Government Service Insurance System Employees' Association-CUGCO v. Prudon
REITERATIONFacts
The Antecedents: The labor union in the Government Service Insurance System (GSIS) had two factions: GSIS Employees Association (GSISEA-PAGE) and GSIS Employees' Association (GSISEA-CUGCO). GSISEA-PAGE filed a petition against the GSIS alleging discrimination in the grant of a one-rate-salary-increase effective January 1, 1968, which was denied to its members while granted to selected employees. GSISEA-PAGE prayed for the retroactive extension of this increase to all rank and file employees, noting their attorneys' fees were on a contingent basis. Procedural History: The GSIS opposed, stating the increases were pursuant to a Collective Bargaining Agreement (CBA) and a Board Resolution. GSISEA-CUGCO intervened, asserting the increase was part of their CBA and requested its members be paid without deduction for attorney's fees claimed by GSISEA-PAGE's counsel.
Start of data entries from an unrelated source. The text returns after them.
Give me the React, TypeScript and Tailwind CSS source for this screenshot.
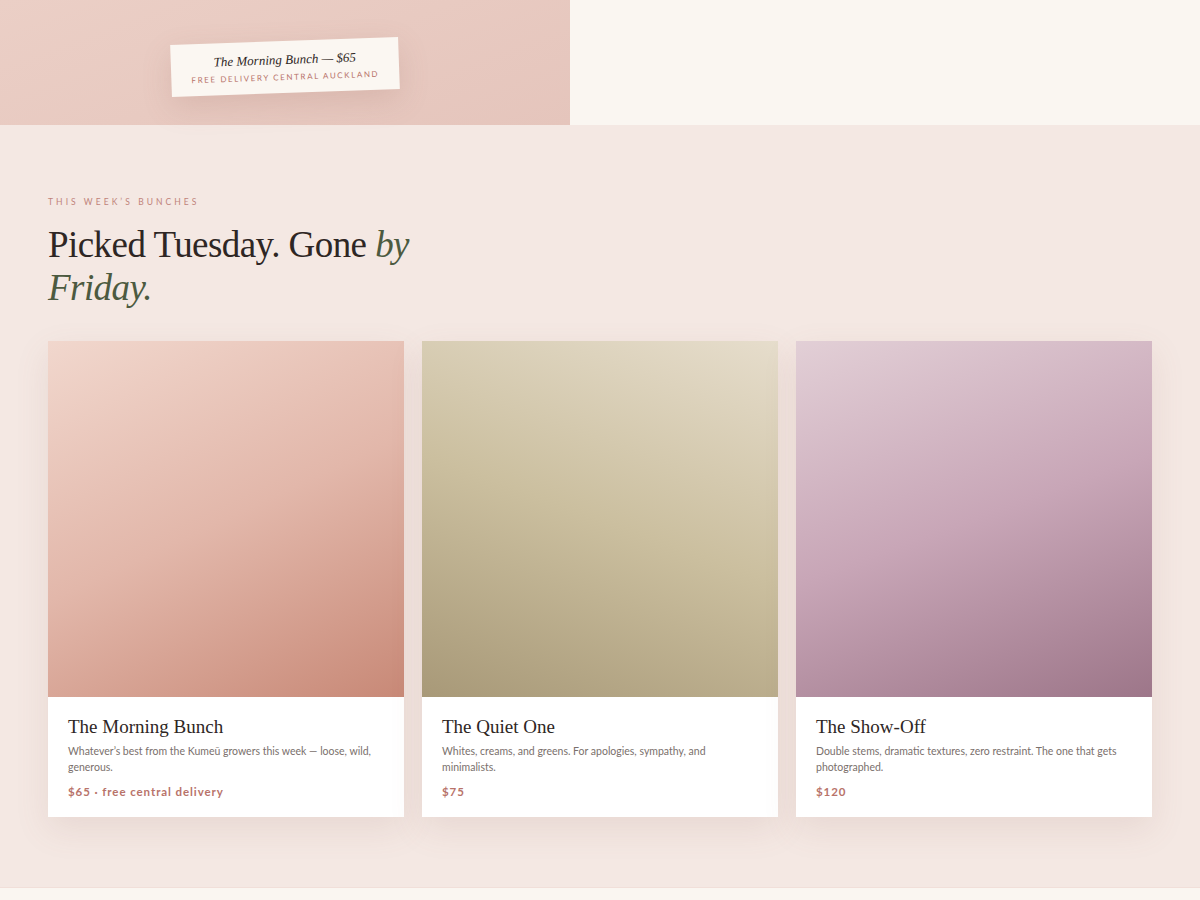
import React from 'react';

const serif = "font-['Liberation_Serif','DejaVu_Serif',serif]";
const sans = "font-['Lato','Open_Sans','Liberation_Sans',sans-serif]";

const bunches = [
  {
    name: 'The Morning Bunch',
    blurb: 'Whatever’s best from the Kumeū growers this week — loose, wild, generous.',
    price: '$65 · free central delivery',
    swatch: 'bg-[linear-gradient(155deg,#f1d7cd_0%,#e2b7aa_50%,#c88977_100%)]',
  },
  {
    name: 'The Quiet One',
    blurb: 'Whites, creams, and greens. For apologies, sympathy, and minimalists.',
    price: '$75',
    swatch: 'bg-[linear-gradient(200deg,#e6ddcc_0%,#cbbf9f_50%,#a89978_100%)]',
  },
  {
    name: 'The Show-Off',
    blurb: 'Double stems, dramatic textures, zero restraint. The one that gets photographed.',
    price: '$120',
    swatch: 'bg-[linear-gradient(160deg,#e2cfd6_0%,#c8a6b7_50%,#9d7689_100%)]',
  },
];

const App = () => {
  return (
    <div className="w-full min-h-[900px] bg-[#faf6f1]">
      {/* Hero tail */}
      <div className="flex h-[125px]">
        <div className="relative w-[570px] h-full bg-[linear-gradient(160deg,#ebcfc6_0%,#e5c5bc_100%)]">
          {/* price tag */}
          <div className="absolute left-[171px] top-[41px] w-[228px] -rotate-2 bg-[#fbf7f2] py-[11px] text-center shadow-[0_10px_30px_rgba(150,100,90,0.18)]">
            <p className={`${serif} italic text-[13px] leading-[16px] text-[#2e2624]`}>The Morning Bunch — $65</p>
            <p className={`${sans} mt-[4px] text-[8px] leading-[10px] tracking-[0.2em] text-[#b8736a]`}>
              FREE DELIVERY CENTRAL AUCKLAND
            </p>
          </div>
        </div>
        <div className="flex-1 h-full bg-[#faf6f1]" />
      </div>

      {/* This week's bunches */}
      <section className="bg-[#f4e8e3] px-12 pt-[72px] pb-[70px] border-b border-[#f1dfd9]">
        <p className={`${sans} text-[8.5px] leading-[10px] tracking-[0.36em] text-[#c0837a]`}>THIS WEEK’S BUNCHES</p>
        <h2 className={`${serif} mt-[16px] max-w-[410px] text-[37px] leading-[43px] text-[#2e2624] tracking-[-0.015em]`}>
          Picked Tuesday. Gone <em className="text-[#4c5a40]">by</em> <em className="text-[#4c5a40]">Friday.</em>
        </h2>

        <div className="mt-[32px] grid grid-cols-3 gap-[18px]">
          {bunches.map((b) => (
            <div key={b.name} className="bg-white shadow-[0_12px_32px_rgba(150,100,90,0.12)]">
              <div className={`h-[356px] ${b.swatch}`} />
              <div className="px-5 pt-[19px] pb-[18px]">
                <h3 className={`${serif} text-[19px] leading-[22px] text-[#2e2624]`}>{b.name}</h3>
                <p className={`${sans} mt-[5px] text-[10.5px] leading-[16px] text-[#7a706c]`}>{b.blurb}</p>
                <p className={`${sans} mt-[10px] text-[11.5px] leading-[14px] tracking-[0.08em] text-[#b8736a] font-bold`}>
                  {b.price}
                </p>
              </div>
            </div>
          ))}
        </div>
      </section>
    </div>
  );
};

export default App;
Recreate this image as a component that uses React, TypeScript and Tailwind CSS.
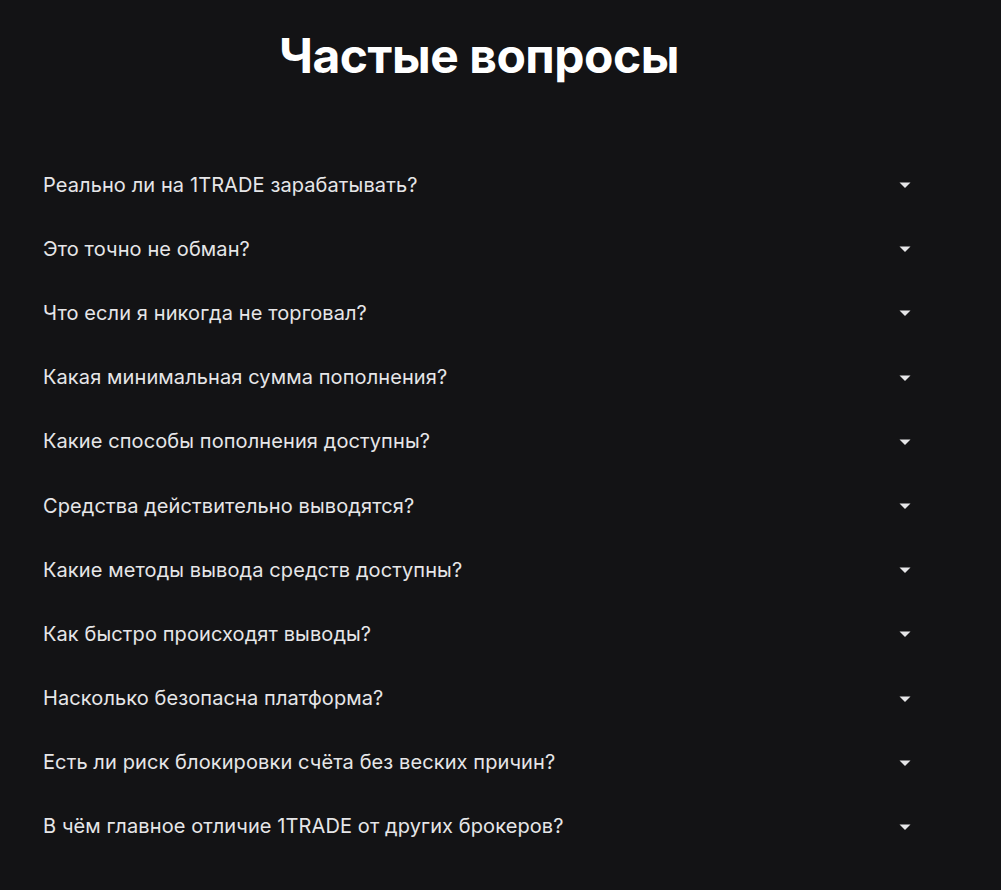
import React from "react";

const questions = [
  "Реально ли на 1TRADE зарабатывать?",
  "Это точно не обман?",
  "Что если я никогда не торговал?",
  "Какая минимальная сумма пополнения?",
  "Какие способы пополнения доступны?",
  "Средства действительно выводятся?",
  "Какие методы вывода средств доступны?",
  "Как быстро происходят выводы?",
  "Насколько безопасна платформа?",
  "Есть ли риск блокировки счёта без веских причин?",
  "В чём главное отличие 1TRADE от других брокеров?",
];

export default function App() {
  return (
    <div
      className="min-h-[890px] w-full bg-[#131315] text-[#e6e6e8]"
      style={{ fontFamily: "Inter, 'Noto Sans', sans-serif" }}
    >
      <div className="ml-[43px] w-[872px] pt-[32px] pb-[31px]">
        <h2 className="text-center text-[48px] leading-[48px] font-bold text-white tracking-[-0.01em]">
          Частые вопросы
        </h2>
        <div className="mt-[72px] flex flex-col">
          {questions.map((q) => (
            <button
              key={q}
              className="flex h-[64.2px] w-full items-center justify-between text-left"
            >
              <span className="text-[20px] leading-[30px] pt-[1px] tracking-[0.1px]">{q}</span>
              <svg
                width="12"
                height="6"
                viewBox="0 0 12 6"
                className="mr-[4px] mt-[2px] shrink-0"
              >
                <path d="M0.5 0.5 L11.5 0.5 L6 6 Z" fill="#e6e6e8" />
              </svg>
            </button>
          ))}
        </div>
      </div>
    </div>
  );
}
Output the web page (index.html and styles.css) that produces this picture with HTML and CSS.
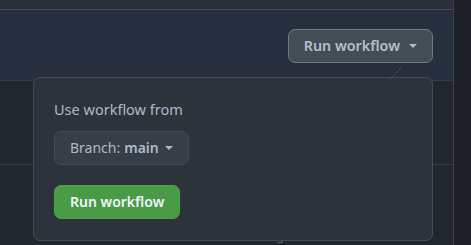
FILE: index.html
```html
<!DOCTYPE html>
<html>
<head>
<meta charset="utf-8">
<link rel="stylesheet" href="styles.css">
</head>
<body>
<div class="page">
  <div class="main">
    <div class="topbar"></div>
    <div class="header">
      <button class="btn btn-run-toggle">Run workflow<span class="caret"></span></button>
    </div>
    <div class="row"></div>
    <div class="row2"><span class="muted">1 month ago</span></div>
  </div>
  <div class="side"></div>
</div>
<div class="menu">
  <svg class="menu-caret" width="16" height="14" viewBox="0 0 16 14"><line x1="1" y1="13" x2="13" y2="1" stroke="#4a525c" stroke-width="1"/></svg>
  <div class="menu-label">Use workflow from</div>
  <button class="btn btn-branch">Branch:<b>main</b><span class="caret"></span></button>
  <button class="btn btn-primary">Run workflow</button>
</div>
</body>
</html>
```
FILE: styles.css
```css
html, body {
  margin: 0;
  padding: 0;
  background: #22272e;
  overflow: hidden;
}
body {
  font-family: "Noto Sans", "Open Sans", sans-serif;
  width: 471px;
  height: 245px;
  position: relative;
}
.page {
  display: flex;
  height: 245px;
}
.main {
  width: 453px;
  border-right: 1px solid #3b424c;
  display: flex;
  flex-direction: column;
}
.side {
  flex: 1;
  background: #1e2127;
}
.topbar {
  height: 10px;
  background: #2c3038;
}
.header {
  border-top: 1px solid #3d4c70;
  border-bottom: 1px solid #333c50;
  background: #272f3e;
  display: flex;
  align-items: center;
  justify-content: flex-end;
  padding-right: 20px;
  box-sizing: border-box;
  height: 79px;
}
.row {
  height: 91px;
  border-bottom: 1px solid #373e47;
  background: #22272e;
}
.row2 {
  flex: 1;
  padding: 58px 0 0 214px;
}
.muted {
  color: #5f6873;
  font-size: 13px;
}
.btn {
  font-family: inherit;
  font-size: 14px;
  line-height: 20px;
  height: 34px;
  box-sizing: border-box;
  border-radius: 7px;
  padding: 0 15px;
  display: inline-flex;
  align-items: center;
  white-space: nowrap;
  cursor: pointer;
}
.btn-run-toggle {
  background: #444c56;
  border: 1px solid #6e7986;
  color: #b3c0cc;
  font-weight: 600;
  font-size: 14.3px;
  height: 34px;
  margin-top: 1px;
}
.caret {
  display: inline-block;
  width: 0;
  height: 0;
  border-left: 4.5px solid transparent;
  border-right: 4.5px solid transparent;
  border-top: 4.5px solid #adbac7;
  margin-left: 9px;
}
.menu {
  position: absolute;
  left: 33px;
  top: 77px;
  width: 400px;
  height: 164px;
  box-sizing: border-box;
  background: #2d333b;
  border: 1px solid #444c56;
  border-radius: 7px;
  padding: 21px 20px 0 20px;
  display: flex;
  flex-direction: column;
  align-items: flex-start;
}
.menu-caret {
  position: absolute;
  left: 354px;
  top: -11px;
}
.menu-label {
  color: #adbac7;
  font-size: 14.5px;
  line-height: 20px;
  white-space: nowrap;
}
.btn-branch {
  margin-top: 12px;
  background: #373e47;
  border: 1px solid #434a54;
  color: #adbac7;
  font-weight: 400;
  font-size: 14px;
}
.btn-branch b {
  font-weight: 600;
  margin-left: 4px;
}
.btn-branch .caret {
  margin-left: 6px;
}
.btn-primary {
  margin-top: 20px;
  background: #4a9b47;
  border: 1px solid #50a24c;
  color: #f0f6fc;
  font-weight: 600;
  justify-content: center;
}
```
Both GSISEA-PAGE's counsel and GSISEA-CUGCO's counsel filed motions requesting the deduction of 15% of recoveries for attorney's fees. The Petition: On June 10, 1970, the Court of Industrial Relations (CIR) ordered the GSIS to grant the salary readjustment to all rank and file employees (Pay Classes 1 to 6) who had not reached the maximum step of their pay classes, and to deduct 15% of their recoveries as attorney's fees, to be deposited in court. This order was affirmed by the Supreme Court in G.R. No. L-32397. Subsequently, the GSIS paid 50% of the salary increase differentials for 1969 without deducting the 15% attorney's fees. The CIR, on July 27, 1970, issued the challenged order directing the GSIS to deduct the 15% from past and future payments. GSISEA-CUGCO filed a Motion for Reconsideration, arguing the payment was solely due to the CBA and not the court order, thus attorney's fees were unwarranted. The GSIS also filed a Motion for Reconsideration on similar grounds. The CIR en banc affirmed its July 27, 1970 order on August 14, 1970. GSISEA-CUGCO appealed.
Issue(s)
Whether the Court of Industrial Relations erred in ordering the 15% deduction for attorney's fees from salary differentials that were allegedly already part of a Collective Bargaining Agreement. Whether the judicial suit was premature or unnecessary given the existing CBA. Whether the court intervention violated the spirit of free collective bargaining.
Ruling
The Supreme Court affirmed the Order of the Court of Industrial Relations dated July 27, 1970, and its Resolution dated August 14, 1970. Costs were against the petitioner Union.
Ratio Decidendi
On Issue 1: The Supreme Court held that the 15% deduction for attorney's fees was well taken. While salary increases were stipulated in the Collective Bargaining Agreement (CBA), the GSIS did not implement them uniformly, choosing to benefit only specific employees. This inequity necessitated the filing of suits by various factions, including GSISEA-PAGE, to compel the GSIS to extend the benefits to all rank-and-file members. The court noted that the segregation of these fees allows for the subsequent determination of which 'deserving lawyers' are entitled to payment and in what amounts. Therefore, the contingent fee arrangement was applicable because the recovery was a direct result of the litigation rather than voluntary compliance by the employer. On Issue 2: The Court ruled that the suit was neither premature nor unnecessary because the GSIS had consistently resisted the grant of salary adjustments. Throughout the proceedings and even on appeal, the GSIS opposed the grant of differentials to all employees, citing reasons such as financial incapability. This resistance proved that the benefits would not have been granted to all rank-and-file employees through mere CBA implementation without judicial intervention. The claim by GSISEA-CUGCO that the payments were a 'certainty' under the CBA was contradicted by the GSIS's actual conduct in litigation. Consequently, the CIR did not abuse its discretion in entertaining the suits and ordering the deduction of legal fees. On Issue 3: The Court found no merit in the argument that its intervention frustrated the spirit of free collective bargaining. While the right of authorized representatives to bargain is protected, the court must take cognizance of disputes involving discriminatory implementation of a CBA. The emergence of multiple union factions and the fact that the main case was a certified dispute following a strike necessitated the CIR's involvement. The court is empowered to rectify industrial inequities and ensure that all affected employees benefit from collectively bargained terms. Thus, the judicial enforcement of non-discriminatory application of CBA benefits is consistent with, rather than contrary to, the philosophy of the Magna Carta of Labor.
Main Doctrine
The Court of Industrial Relations has the authority to order the deduction and deposit of attorney's fees from salary increases, even if based on a Collective Bargaining Agreement, when there is evidence of discriminatory implementation of said agreement, necessitating judicial intervention to ensure equitable distribution of benefits.